» Given material
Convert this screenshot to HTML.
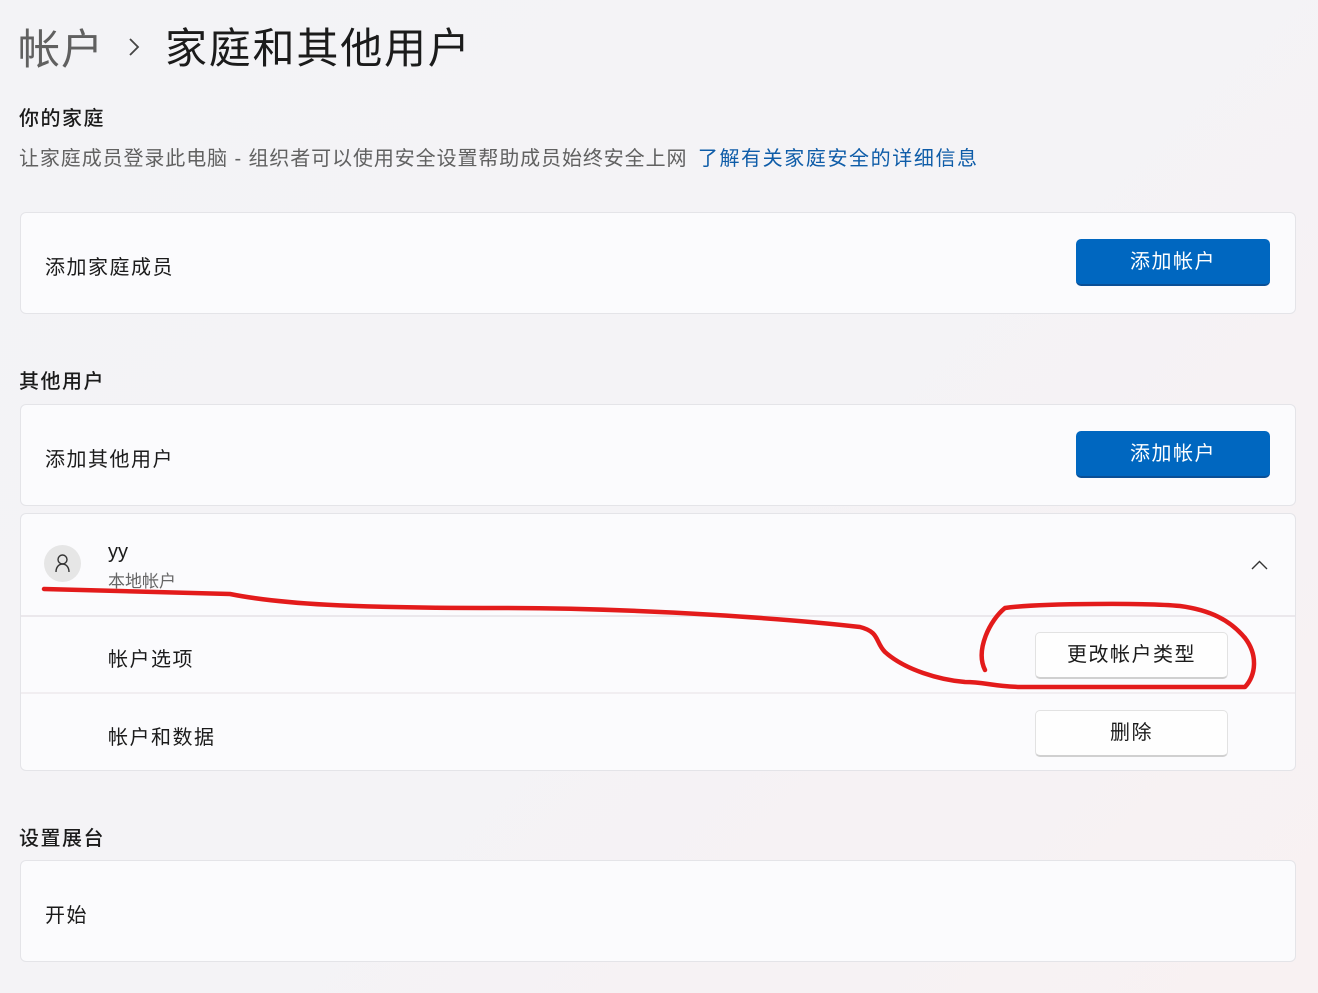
<!DOCTYPE html>
<html><head><meta charset="utf-8"><style>
*{margin:0;padding:0;box-sizing:border-box}
body{width:1318px;height:993px;overflow:hidden;background:linear-gradient(135deg,#f3f3f6 0%,#f4f3f6 50%,#f8f1f2 100%);font-family:"Liberation Sans","Noto Sans CJK SC",sans-serif;color:#1b1b1b;position:relative;letter-spacing:1.5px}
.a{position:absolute;white-space:nowrap}
.card{position:absolute;left:20px;width:1276px;background:#fbfbfd;border:1px solid #e4e4e8;border-radius:6px}
.t{font-size:20px}
.btn{position:absolute;border-radius:5px;font-size:20px;text-align:center}
.blue{background:#0067c0;color:#fff;border-bottom:2px solid #0a4f96}
.wht{background:#fefefe;border:1px solid #e2e2e2;border-bottom:2px solid #d0d0d0;color:#1b1b1b}
h3{position:absolute;font-size:20px;font-weight:500;letter-spacing:1.5px}
</style></head><body>
<div class="a" style="left:18px;top:16px;font-size:42px;color:#606060;letter-spacing:1px">帐户</div>
<svg class="a" style="left:126px;top:36px" width="16" height="22"><path d="M4 3l8 8-8 8" fill="none" stroke="#444" stroke-width="1.8"/></svg>
<div class="a" style="left:165px;top:15px;font-size:42px;color:#1b1b1b;letter-spacing:1.8px">家庭和其他用户</div>
<h3 style="left:19px;top:102px">你的家庭</h3>
<div class="a" style="left:19px;top:142px;font-size:20px;color:#616161;letter-spacing:0.9px">让家庭成员登录此电脑 - 组织者可以使用安全设置帮助成员始终安全上网 <span style="color:#0e5ca8;margin-left:4px;letter-spacing:1.6px">了解有关家庭安全的详细信息</span></div>

<div class="card" style="top:212px;height:102px"></div>
<div class="a t" style="left:45px;top:251px">添加家庭成员</div>
<div class="btn blue" style="left:1076px;top:239px;width:194px;height:47px;line-height:47px">添加帐户</div>

<h3 style="left:19px;top:365px">其他用户</h3>
<div class="card" style="top:404px;height:102px"></div>
<div class="a t" style="left:45px;top:443px">添加其他用户</div>
<div class="btn blue" style="left:1076px;top:431px;width:194px;height:47px;line-height:47px">添加帐户</div>

<div class="card" style="top:513px;height:258px"></div>
<div class="a" style="left:21px;top:615px;width:1274px;height:2px;background:#ebe8ec"></div>
<div class="a" style="left:21px;top:692px;width:1274px;height:2px;background:#f1eef1"></div>
<div class="a" style="left:44px;top:545px;width:37px;height:37px;border-radius:50%;background:#e6e6e6"></div>
<svg class="a" style="left:44px;top:545px" width="37" height="37"><circle cx="18.5" cy="14.5" r="4.5" fill="none" stroke="#333" stroke-width="1.4"/><path d="M12 27c0-5 3-8 6.5-8s6.5 3 6.5 8" fill="none" stroke="#333" stroke-width="1.4"/></svg>
<div class="a" style="left:108px;top:541px;font-size:20px;letter-spacing:0">yy</div>
<div class="a" style="left:108px;top:567px;font-size:17px;color:#666;letter-spacing:0">本地帐户</div>
<svg class="a" style="left:1250px;top:558px" width="20" height="14"><path d="M2 11L9.5 3.5 17 11" fill="none" stroke="#333" stroke-width="1.4"/></svg>
<div class="a t" style="left:108px;top:643px">帐户选项</div>
<div class="a t" style="left:108px;top:721px">帐户和数据</div>
<div class="btn wht" style="left:1035px;top:632px;width:193px;height:47px;line-height:45px">更改帐户类型</div>
<div class="btn wht" style="left:1035px;top:710px;width:193px;height:47px;line-height:45px">删除</div>

<h3 style="left:19px;top:822px">设置展台</h3>
<div class="card" style="top:860px;height:102px"></div>
<div class="a t" style="left:45px;top:899px">开始</div>

<svg class="a" style="left:0;top:0" width="1318" height="993"><path d="M44 589 L230 594 C280 604 350 608 500 608 C650 608 800 620 860 627 C880 632 875 642 885 652 C905 670 940 680 965 682 C985 682 990 686 1020 687 L1245 687 C1256 675 1258 655 1245 638 C1230 620 1210 610 1180 606 C1150 603 1040 603 1005 608 C990 620 975 650 985 670" fill="none" stroke="#e31b1b" stroke-width="4.5" stroke-linecap="round" stroke-linejoin="round"/></svg>
</body></html>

» What the exercise asks
Restate the full listing verbatim and drop every picture.

» Written answer
Convert this screenshot to HTML.
<!DOCTYPE html>
<html><head><meta charset="utf-8"><style>
*{margin:0;padding:0;box-sizing:border-box}
body{width:1318px;height:993px;overflow:hidden;background:linear-gradient(135deg,#f3f3f6 0%,#f4f3f6 50%,#f8f1f2 100%);font-family:"Liberation Sans","Noto Sans CJK SC",sans-serif;color:#1b1b1b;position:relative;letter-spacing:1.5px}
.a{position:absolute;white-space:nowrap}
.card{position:absolute;left:20px;width:1276px;background:#fbfbfd;border:1px solid #e4e4e8;border-radius:6px}
.t{font-size:20px}
.btn{position:absolute;border-radius:5px;font-size:20px;text-align:center}
.blue{background:#0067c0;color:#fff;border-bottom:2px solid #0a4f96}
.wht{background:#fefefe;border:1px solid #e2e2e2;border-bottom:2px solid #d0d0d0;color:#1b1b1b}
h3{position:absolute;font-size:20px;font-weight:500;letter-spacing:1.5px}
</style></head><body>
<div class="a" style="left:18px;top:16px;font-size:42px;color:#606060;letter-spacing:1px">帐户</div>
<svg class="a" style="left:126px;top:36px" width="16" height="22"><path d="M4 3l8 8-8 8" fill="none" stroke="#444" stroke-width="1.8"/></svg>
<div class="a" style="left:165px;top:15px;font-size:42px;color:#1b1b1b;letter-spacing:1.8px">家庭和其他用户</div>
<h3 style="left:19px;top:102px">你的家庭</h3>
<div class="a" style="left:19px;top:142px;font-size:20px;color:#616161;letter-spacing:0.9px">让家庭成员登录此电脑 - 组织者可以使用安全设置帮助成员始终安全上网 <span style="color:#0e5ca8;margin-left:4px;letter-spacing:1.6px">了解有关家庭安全的详细信息</span></div>

<div class="card" style="top:212px;height:102px"></div>
<div class="a t" style="left:45px;top:251px">添加家庭成员</div>
<div class="btn blue" style="left:1076px;top:239px;width:194px;height:47px;line-height:47px">添加帐户</div>

<h3 style="left:19px;top:365px">其他用户</h3>
<div class="card" style="top:404px;height:102px"></div>
<div class="a t" style="left:45px;top:443px">添加其他用户</div>
<div class="btn blue" style="left:1076px;top:431px;width:194px;height:47px;line-height:47px">添加帐户</div>

<div class="card" style="top:513px;height:258px"></div>
<div class="a" style="left:21px;top:615px;width:1274px;height:2px;background:#ebe8ec"></div>
<div class="a" style="left:21px;top:692px;width:1274px;height:2px;background:#f1eef1"></div>
<div class="a" style="left:44px;top:545px;width:37px;height:37px;border-radius:50%;background:#e6e6e6"></div>
<svg class="a" style="left:44px;top:545px" width="37" height="37"><circle cx="18.5" cy="14.5" r="4.5" fill="none" stroke="#333" stroke-width="1.4"/><path d="M12 27c0-5 3-8 6.5-8s6.5 3 6.5 8" fill="none" stroke="#333" stroke-width="1.4"/></svg>
<div class="a" style="left:108px;top:541px;font-size:20px;letter-spacing:0">yy</div>
<div class="a" style="left:108px;top:567px;font-size:17px;color:#666;letter-spacing:0">本地帐户</div>
<svg class="a" style="left:1250px;top:558px" width="20" height="14"><path d="M2 11L9.5 3.5 17 11" fill="none" stroke="#333" stroke-width="1.4"/></svg>
<div class="a t" style="left:108px;top:643px">帐户选项</div>
<div class="a t" style="left:108px;top:721px">帐户和数据</div>
<div class="btn wht" style="left:1035px;top:632px;width:193px;height:47px;line-height:45px">更改帐户类型</div>
<div class="btn wht" style="left:1035px;top:710px;width:193px;height:47px;line-height:45px">删除</div>

<h3 style="left:19px;top:822px">设置展台</h3>
<div class="card" style="top:860px;height:102px"></div>
<div class="a t" style="left:45px;top:899px">开始</div>

<svg class="a" style="left:0;top:0" width="1318" height="993"><path d="M44 589 L230 594 C280 604 350 608 500 608 C650 608 800 620 860 627 C880 632 875 642 885 652 C905 670 940 680 965 682 C985 682 990 686 1020 687 L1245 687 C1256 675 1258 655 1245 638 C1230 620 1210 610 1180 606 C1150 603 1040 603 1005 608 C990 620 975 650 985 670" fill="none" stroke="#e31b1b" stroke-width="4.5" stroke-linecap="round" stroke-linejoin="round"/></svg>
</body></html>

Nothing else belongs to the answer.